Download the authoritative guide: Cloud Computing 2018: Using the Cloud to Transform Your Business
by Loraine Lawson, IT Business Edge
The Business Edge's Loraine Lawson spoke with Evan Levy, a partner at Baseline Consulting and an instructor at The Data Warehousing Institute, about why metadata matters and the business problems it can create.
Lawson: Could you explain what metadata is?
Levy: The whole premise of metadata is, give me the information and context of the data that I’m looking at or want to use.
So you might get a five-digit ZIP code, might get a street address, but ultimately what you want to understand is tell me about this data. Where did it come from? If it’s a field in a database or field in the computer system, where is it located in that computer system? When was it created? So if I want to talk to someone about this information, I can describe what it is, because it’s not really tangible.
I go to the grocery store and I ask for red delicious apples. When I hold it in my hand, what’s metadata about a red delicious apple? Its type, its variety, how much it weighs, where did it come from, when was it picked off a tree - the same thing with data. Metadata is the information about the data.
Lawson: Now when you're designing Web pages and you put in metadata, you put it in the code. Is that how it works for a database too?
Levy: Actually, it’s funny. There are several different ways that metadata is stored in technology. You just mentioned I could put metadata or comments in the actual Web page, but I think you have to consider one thing. And I’m being a little esoteric, so pardon me, metadata is the content or the information about the contents you're talking about.
Now, where it’s stored is usually the challenge, because there aren’t standards for how that information is always stored. It varies depending on the type of technology you're talking about. In a database, there’s something called a dictionary, but realistically that information isn’t always filled in.
That’s actually part of the premise of master data management. Metadata is almost boundless. If you consider the concept of a Social Security number, one would say, well, what about the rules of who is allowed to look at a Social Security number? Someone might say, “Hey, that’s metadata also.” The premise of master data management is being able to decouple all those rules and details about data from where people typically store it, which is in a database or in an application and in fact a mechanism of coupling that information with the data itself. Does that make sense?
Lawson: Yes. And do you want it coupled with the data or do you want it decoupled?
Levy: Usually you’ll hear with master data management the whole premise of decoupling - that part is where applications are coupled to the data.
In fact, you would like metadata to be coupled or attached to the data itself. Let’s go back to our apples example. You go buy a jar of applesauce. You want to know what the brand is. You want to know how much it weighs. And you want that right on the jar. You don’t want to go look someplace else. I mean, how annoying is it that you can’t look up the price of the item on the item?

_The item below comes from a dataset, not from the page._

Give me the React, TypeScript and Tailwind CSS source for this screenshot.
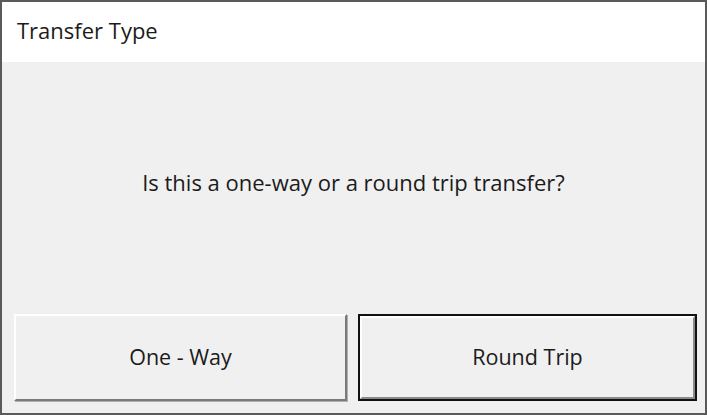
export default function App() {
  const font = { fontFamily: '"Open Sans", "Noto Sans", Arial, sans-serif' };
  return (
    <div className="w-[707px] h-[415px] border-2 border-[#5a5a5a] bg-[#f0f0f0] flex flex-col text-[#1b1b1b]" style={font}>
      <div className="h-[60px] bg-white flex items-center pl-[15px] pb-[3px] text-[22px] shrink-0">
        Transfer Type
      </div>
      <div className="flex-1 flex flex-col">
        <div className="h-[252px] flex items-center justify-center text-[22px] pb-[12px]">
          Is this a one-way or a round trip transfer?
        </div>
        <div className="flex pl-[12px] pr-[7px] gap-[11px]">
          <button className="w-[333px] h-[87px] bg-[#f0f0f0] border-t-2 border-l-2 border-t-white border-l-white border-r-2 border-b-2 border-r-[#7a7a7a] border-b-[#7a7a7a] shadow-[1px_1px_0_#b0b0b0] text-[21.5px]">
            One - Way
          </button>
          <button className="w-[339px] h-[87px] border-2 border-[#111] bg-[#f0f0f0] p-0">
            <div className="w-full h-full flex items-center justify-center border-t-2 border-l-2 border-t-white border-l-white border-r-2 border-b-2 border-r-[#8a8a8a] border-b-[#8a8a8a] text-[21.5px]">
              Round Trip
            </div>
          </button>
        </div>
      </div>
    </div>
  );
}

The biggest challenge with metadata is that there’s not a good way to attach that information about the content to the content. That’s part of the rationale behind XML, by the way. Extensible markup language not only gives you the value, but it gives you all the details about the value. If you rip open a Web page and you see the HTML, if this is what you're referring to which is, “Okay, here’s the value five” and I have tags about what the font color is and all the other stuff that describes that five. You can also add other tags - where did it come from, who is responsible for it, security details and so forth.
The challenge is metadata tends to vary based upon the way it’s delivered.
Lawson: And does that create business problems? Or just technology issues?
Levy: Enormous. You know, the real issue is exacerbated by technology, it’s not created by technology.
Because data is not tangible - you can’t touch it, it’s not physical - it’s kind of hard to attach information to it. But the fact is, you see those problems all the time when someone fills out a form or prints a report: Where did this piece of paper come from? So, what happens, people as a business standard say, “You always have to put the date on the bottom left, the page number on the bottom right, who is responsible for it on there too.” So you have all of these business conventions. And people sometimes follow them, sometimes they don’t, but they can’t always be enforced.
Lawson: So what kind of business problems does it create? Can you give some examples?
Levy: Sure, sure. There’s a zillion of them. The first example is, so you want to attach a board to a tree outside. I need a screw. Okay, go get a drywall screw. But one screw is not like any other screw. You see a brass screw or a steel screw that won't rust. A drywall screw will. So you put the board on the tree and six months later, it rusts and the board falls off. Why? Because the information about what you were using wasn’t available.
From a more practical perspective, when it comes to data and metadata as opposed to metadata about objects, Verizon launched a marketing campaign where they advertised they would sell long distance to New Jersey. What they didn’t realize was those names weren’t approved to be sold to – it didn’t have the metadata. It's really more of a business rule, but all of those customers that opted into marketing, what they didn’t know was the regulatory approval wasn’t there. That's not data -- that's actually data about data.
There are other instances, and you see this more often than not, where someone comes to report and someone says, "Well, where did this come from?" It's fairly common in companies where people run reports from two different places, but there's no way of knowing that it was from two different places.
My favorite is when people want a cash report and an accrual report, but because it wasn’t labeled correctly, they don't know that they're both accurate, but they show two different numbers.